Два дня спустя я должен был поселиться под чужим
паспортом в квартире, снятой для меня. Но дама, которой предстояло сопровождать
меня туда в карете, решила для предосторожности сперва поехать самой. Оказалось,
что вокруг квартиры шпионы кишмя кишат. Друзья так час то справлялись там, все
ли обстоит благополучно, что полиция заподозрила что-то. Кроме того, моя
карточка была в сотнях экземпляров распространена Третьим отделением между
полицейскими и дворниками. Сыщики, знавшие меня в лицо, искали меня на улицах.
Те же, которые меня не знали, бродили в сопровождении солдат и стражников,
видевших меня в тюрьме. Царь был взбешен тем, что побег мог совершиться в его
столице, среди бела дня, и он отдал приказ: «Разыскать во что бы то ни стало».

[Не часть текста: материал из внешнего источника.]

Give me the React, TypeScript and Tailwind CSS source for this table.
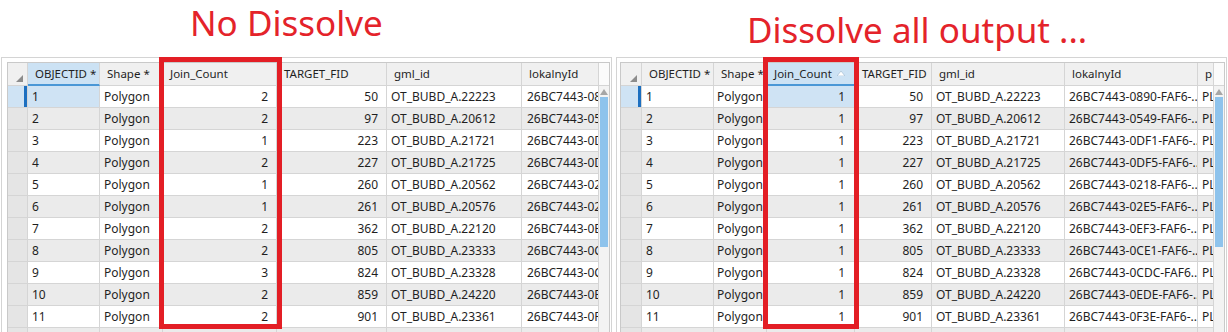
import React from "react";

type Col = {
  key: string;
  w: string;
  h?: string;
  align?: "l" | "r";
  clipRight?: boolean;
  pad?: string;
};

type Row = {
  oid: string;
  shape: string;
  jc: string;
  tfid: string;
  gml: string;
  lok: string;
  p: string;
};

const base: Omit<Row, "jc">[] = [
  { oid: "1", shape: "Polygon", tfid: "50", gml: "OT_BUBD_A.22223", lok: "26BC7443-0890-FAF6-...", p: "PL" },
  { oid: "2", shape: "Polygon", tfid: "97", gml: "OT_BUBD_A.20612", lok: "26BC7443-0549-FAF6-...", p: "PL" },
  { oid: "3", shape: "Polygon", tfid: "223", gml: "OT_BUBD_A.21721", lok: "26BC7443-0DF1-FAF6-...", p: "PL" },
  { oid: "4", shape: "Polygon", tfid: "227", gml: "OT_BUBD_A.21725", lok: "26BC7443-0DF5-FAF6-...", p: "PL" },
  { oid: "5", shape: "Polygon", tfid: "260", gml: "OT_BUBD_A.20562", lok: "26BC7443-0218-FAF6-...", p: "PL" },
  { oid: "6", shape: "Polygon", tfid: "261", gml: "OT_BUBD_A.20576", lok: "26BC7443-02E5-FAF6-...", p: "PL" },
  { oid: "7", shape: "Polygon", tfid: "362", gml: "OT_BUBD_A.22120", lok: "26BC7443-0EF3-FAF6-...", p: "PL" },
  { oid: "8", shape: "Polygon", tfid: "805", gml: "OT_BUBD_A.23333", lok: "26BC7443-0CE1-FAF6-...", p: "PL" },
  { oid: "9", shape: "Polygon", tfid: "824", gml: "OT_BUBD_A.23328", lok: "26BC7443-0CDC-FAF6...", p: "PL" },
  { oid: "10", shape: "Polygon", tfid: "859", gml: "OT_BUBD_A.24220", lok: "26BC7443-0EDE-FAF6-...", p: "PL" },
  { oid: "11", shape: "Polygon", tfid: "901", gml: "OT_BUBD_A.23361", lok: "26BC7443-0F3E-FAF6-...", p: "PL" },
  { oid: "", shape: "", tfid: "", gml: "", lok: "", p: "" },
];

const leftJc = ["2", "2", "1", "2", "1", "1", "2", "2", "3", "2", "2", ""];

const leftRows: Row[] = base.map((r, i) => ({ ...r, jc: leftJc[i] }));
const rightRows: Row[] = base.map((r, i) => ({ ...r, jc: i < 11 ? "1" : "" }));

const leftCols: Col[] = [
  { key: "oid", w: "w-[72px]", h: "OBJECTID *", pad: "px-[4px]" },
  { key: "shape", w: "w-[63px]", h: "Shape *", pad: "px-[4px]" },
  { key: "jc", w: "w-[114px]", h: "Join_Count", align: "r", pad: "justify-end pr-[8px] pl-[4px]" },
  { key: "tfid", w: "w-[110px]", h: "TARGET_FID", align: "r", pad: "justify-end pr-[8px] pl-[4px]" },
  { key: "gml", w: "w-[135px]", h: "gml_id", pad: "px-[4px]" },
  { key: "lok", w: "w-[77px]", h: "lokalnyId", clipRight: true, pad: "pl-[5px]" },
];

const rightCols: Col[] = [
  { key: "oid", w: "w-[72px]", h: "OBJECTID *", pad: "px-[4px]" },
  { key: "shape", w: "w-[53px]", h: "Shape *", pad: "pl-[3px]" },
  { key: "jc", w: "w-[88px]", h: "Join_Count", align: "r", pad: "justify-end pr-[9px] pl-[4px]" },
  { key: "tfid", w: "w-[77px]", h: "TARGET_FID", align: "r", pad: "justify-end pr-[8px] pl-[4px]" },
  { key: "gml", w: "w-[133px]", h: "gml_id", pad: "px-[4px]" },
  { key: "lok", w: "w-[133px]", h: "lokalnyId", pad: "px-[4px]" },
  { key: "p", w: "w-[16px]", h: "p", clipRight: true, pad: "pl-[4px]" },
];

function CornerTriangle() {
  return (
    <svg width="7" height="7" viewBox="0 0 7 7" className="absolute right-[4px] bottom-[3px]">
      <polygon points="0,7 7,7 7,0" fill="#8c8c8c" />
    </svg>
  );
}

function SortArrow() {
  return (
    <svg width="8" height="5" viewBox="0 0 8 5" className="ml-[5px] mb-[1px] shrink-0">
      <polygon points="0,5 8,5 4,0" fill="#ffffff" stroke="#9bb7cf" strokeWidth="0.6" />
    </svg>
  );
}

function Table({
  cols,
  rows,
  activeKey,
  selW,
  sorted,
}: {
  cols: Col[];
  rows: Row[];
  activeKey: string;
  selW: string;
  sorted?: boolean;
}) {
  return (
    <div className="flex flex-col">
      {/* header */}
      <div className="flex h-[23px] text-[11.5px]">
        <div className={`${selW} shrink-0 relative bg-[#f0f0f0] border-r border-b border-[#d5d5d5]`}>
          <CornerTriangle />
        </div>
        {cols.map((c) => {
          const active = c.key === activeKey;
          return (
            <div
              key={c.key}
              className={`${c.w} shrink-0 flex items-center overflow-hidden whitespace-nowrap border-r ${
                active
                  ? "bg-[#cce2f4] border-b-2 border-b-[#4a97d6] border-r-[#d5d5d5]"
                  : "bg-[#f0f0f0] border-b border-[#d5d5d5]"
              } ${c.clipRight ? "pl-[7px]" : "px-[7px]"}`}
            >
              <span>{c.h}</span>
              {active && sorted ? <SortArrow /> : null}
            </div>
          );
        })}
        <div className="w-[10px] shrink-0 bg-[#fbfbfb] border-b border-[#d5d5d5]" />
      </div>
      {/* body */}
      <div className="flex text-[12px]">
        <div className="flex flex-col">
          {rows.map((r, i) => {
            const even = i % 2 === 1;
            const first = i === 0;
            return (
              <div
                key={i}
                className={`flex h-[22px] border-b border-[#d5d5d5] ${even ? "bg-[#ebebeb]" : "bg-white"}`}
              >
                <div
                  className={`${selW} shrink-0 flex justify-end border-r border-[#d5d5d5] ${
                    first ? "bg-[#cfe3f4]" : "bg-[#e5e5e5]"
                  }`}
                >
                  {first ? <div className="w-[3px] h-full bg-[#1c6fc0]" /> : null}
                </div>
                {cols.map((c) => {
                  const activeCell = first && c.key === activeKey;
                  const val = (r as unknown as Record<string, string>)[c.key];
                  return (
                    <div
                      key={c.key}
                      className={`${c.w} shrink-0 flex items-center overflow-hidden whitespace-nowrap border-r border-[#d5d5d5] ${c.pad} ${
                        activeCell ? "bg-[#cfe3f4]" : ""
                      }`}
                    >
                      {val}
                    </div>
                  );
                })}
              </div>
            );
          })}
        </div>
        {/* scrollbar */}
        <div className="w-[10px] shrink-0 bg-[#f3f3f3] flex flex-col items-center pt-[3px]">
          <svg width="8" height="6" viewBox="0 0 8 6">
            <polygon points="0,6 8,6 4,0" fill="#a6a6a6" />
          </svg>
          <div className="mt-[2px] w-[8px] h-[150px] bg-[#8ec3ec]" />
        </div>
      </div>
    </div>
  );
}

export default function App() {
  return (
    <div
      className="relative w-[1228px] h-[332px] overflow-hidden bg-white text-[#1f1f1f]"
      style={{ fontFamily: '"Noto Sans", "Open Sans", sans-serif' }}
    >
      {/* titles */}
      <div className="flex h-[57px] text-[35px] leading-[35px] text-[#e4232a]">
        <div className="w-[616px] shrink-0 pl-[190px] pt-[5px]">No Dissolve</div>
        <div className="pl-[131px] pt-[12px]">Dissolve all output ...</div>
      </div>
      {/* tables */}
      <div className="flex">
        <div className="ml-[1px] w-[611px] shrink-0 border border-[#d4d4d4] pl-[5px] pt-[4px] pr-[1px]">
          <div className="border-l border-t border-r border-[#c9c9c9]">
            <Table cols={leftCols} rows={leftRows} activeKey="oid" selW="w-[20px]" />
          </div>
        </div>
        <div className="ml-[4px] w-[611px] shrink-0 border border-[#d4d4d4] pl-[3px] pt-[4px] pr-[1px]">
          <div className="border-l border-t border-r border-[#c9c9c9]">
            <Table cols={rightCols} rows={rightRows} activeKey="jc" selW="w-[21px]" sorted />
          </div>
        </div>
      </div>
      {/* red annotation boxes */}
      <div className="absolute left-[159px] top-[57px] w-[123px] h-[272px] border-[5px] border-[#e31e25]" />
      <div className="absolute left-[763px] top-[57px] w-[96px] h-[272px] border-[5px] border-[#e31e25]" />
    </div>
  );
}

В Петербурге оставаться было невозможно, и я укрывался
на дачах, в окрестностях. Вместе с несколькими друзьями я прожил под столицей в
деревне, куда в то время года часто отправлялись петербуржцы устраивать
пикники. Наконец товарищи решили, что мне следует уехать за границу. Но в
шведской газете я вычитал, что во всех портовых и пограничных городах Финляндии
и Прибалтийского края находятся сыщики, знающие меня в лицо, поэтому я решил
поехать по такому направлению, где меня меньше всего могли ожидать. Снабженный
паспортом одного из приятелей, я в сопровождении одного товарища проехал в
Финляндию и добрался до отдаленного порта в Ботническом заливе, откуда и
переправился в Швецию.
Когда я сел уже на пароход, перед самым отходом, товарищ,
сопровождавший меня до границы, сообщил мне петербургские новости, которые он
обещал друзьям не говорить мне раньше. Сестру Елену заарестовали; забрали
также сестру жены моего брата, ходившую ко мне на свидание в тюрьму раз в месяц
после того, как брат Александр был выслан в Сибирь.

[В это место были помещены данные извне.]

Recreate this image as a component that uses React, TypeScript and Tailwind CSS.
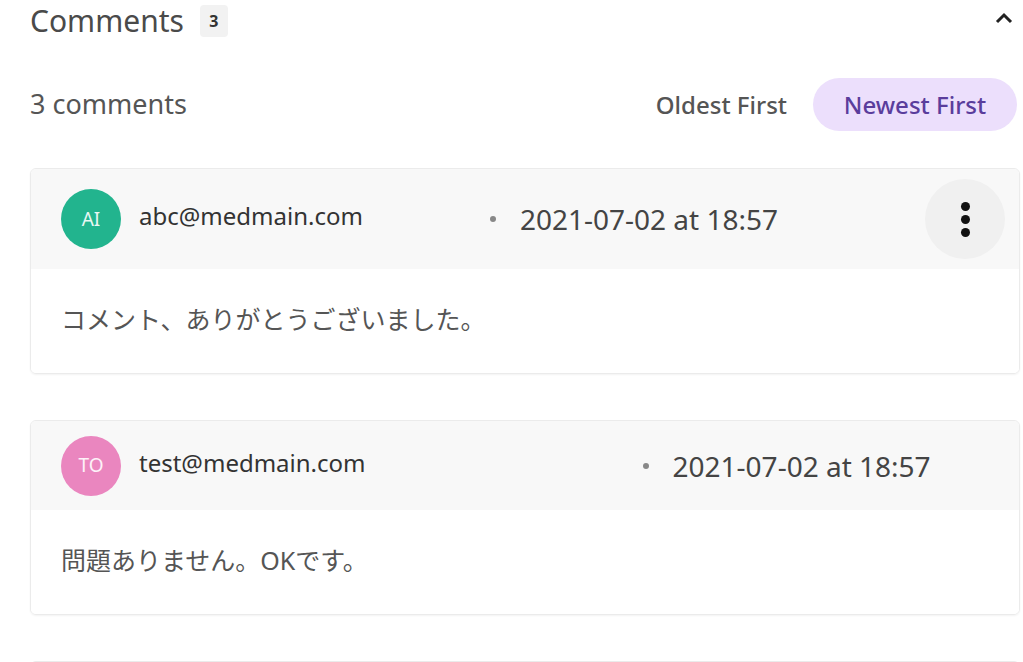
const comments = [
  {
    initials: "AI",
    avatar: "bg-[#22b48e]",
    email: "abc@medmain.com",
    date: "2021-07-02 at 18:57",
    dateGap: "ml-[127px]",
    header: "h-[100px]",
    menu: true,
    body: "コメント、ありがとうございました。",
  },
  {
    initials: "TO",
    avatar: "bg-[#ea86bf]",
    email: "test@medmain.com",
    date: "2021-07-02 at 18:57",
    dateGap: "ml-[277px]",
    header: "h-[89px]",
    menu: false,
    body: "問題ありません。OKです。",
  },
];

export default function App() {
  return (
    <div
      className="w-[1023px] h-[662px] overflow-hidden bg-white pl-[30px] pr-[3px]"
      style={{ fontFamily: '"Noto Sans", "Noto Sans CJK JP", sans-serif' }}
    >
      <div className="flex items-start h-[40px]">
        <h2 className="text-[30px] text-[#4a4a4a] leading-[42px]">Comments</h2>
        <span className="ml-[16px] mt-[5px] w-[28px] h-[32px] bg-[#f2f2f2] rounded-sm flex items-center justify-center text-[16px] font-bold text-[#333]">
          3
        </span>
        <svg className="ml-auto mr-[6px] mt-[11px]" width="20" height="14" viewBox="0 0 20 14">
          <polyline points="3,11 10,4 17,11" fill="none" stroke="#222" strokeWidth="3" />
        </svg>
      </div>

      <div className="flex items-center mt-[38px] h-[53px]">
        <span className="text-[27px] text-[#555]">3 comments</span>
        <div className="ml-auto flex items-center gap-[26px] mr-[3px]">
          <button className="text-[24px] font-medium text-[#555]">Oldest First</button>
          <button className="h-[53px] w-[204px] rounded-full bg-[#ecdffc] text-[24px] font-medium text-[#5a3d9c]">
            Newest First
          </button>
        </div>
      </div>

      <div className="mt-[37px] flex flex-col gap-[46px]">
        {comments.map((c) => (
          <div
            key={c.email}
            className="rounded-md border border-[#ebebeb] shadow-[0_1px_2px_rgba(0,0,0,0.05)] overflow-hidden"
          >
            <div className={`${c.header} bg-[#f8f8f8] flex items-center pl-[30px] pr-[14px]`}>
              <div
                className={`w-[60px] h-[60px] rounded-full ${c.avatar} flex items-center justify-center text-white/90 text-[19px]`}
              >
                {c.initials}
              </div>
              <span className="ml-[18px] -mt-[6px] text-[24px] text-[#333]">{c.email}</span>
              <div className={`${c.dateGap} flex items-center`}>
                <span className="w-[6px] h-[6px] rounded-full bg-[#888]" />
                <span className="ml-[24px] text-[28px] text-[#444]">{c.date}</span>
              </div>
              {c.menu && (
                <button className="ml-auto w-[80px] h-[80px] rounded-full bg-[#f0f0f0] flex flex-col items-center justify-center gap-[4px]">
                  <span className="w-[9px] h-[9px] rounded-full bg-[#111]" />
                  <span className="w-[9px] h-[9px] rounded-full bg-[#111]" />
                  <span className="w-[9px] h-[9px] rounded-full bg-[#111]" />
                </button>
              )}
            </div>
            <div className="h-[104px] bg-white flex items-center pl-[30px] pb-[2px]">
              <p className="text-[25px] text-[#555]">{c.body}</p>
            </div>
          </div>
        ))}
        <div className="h-[60px] rounded-md border border-[#ebebeb] bg-[#f8f8f8]" />
      </div>
    </div>
  );
}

Сестра решительно ничего не знала о приготовлениях к
побегу. Лишь после того как я бежал, один товарищ пошел к ней, чтобы сообщить
радостную весть. Сестра напрасно заявляла жандармам, что ничего не знает. Ее
оторвали от детей и продержали в тюрьме две недели. Что же касается моей
свояченицы, то она смутно знала о каком-то приготовлении, но не принимала в нем
никакого участия. Здравый смысл должен был бы подсказать властям, что лицо,
открыто посещавшее меня в тюрьме, не может быть запутано в подобном деле. Тем
не менее ее продержали в тюрьме больше двух месяцев. Ее муж, известный адвокат,
тщетно хлопотал об освобождении.
— Мы теперь знаем, — сказали ему жандармы, — что она
совершенно непричастна к побегу; но, видите ли, мы доложили императору, когда
взяли ее, что лицо, организовавшее побег, открыто и арестовано. Теперь нужно
время, чтобы подготовить государя к мысли, что взяли ненастоящего виновника.
Я проехал Швецию, нигде не останавливаясь, и прибыл в
Христианию, где прождал несколько дней парохода в Англию, в Гулль. На досуге я
собирал сведения о крестьянской партии в норвежском стортинге. Отправляясь на
пароход, я тревожно спрашивал себя: «Под каким флагом идет он? Под норвежским,
германским или английским?» Но тут я увидал на корме британский флаг, под
которым нашло убежище столько русских, итальянских, французских и венгерских
изгнанников. И я от души приветствовал этот флаг.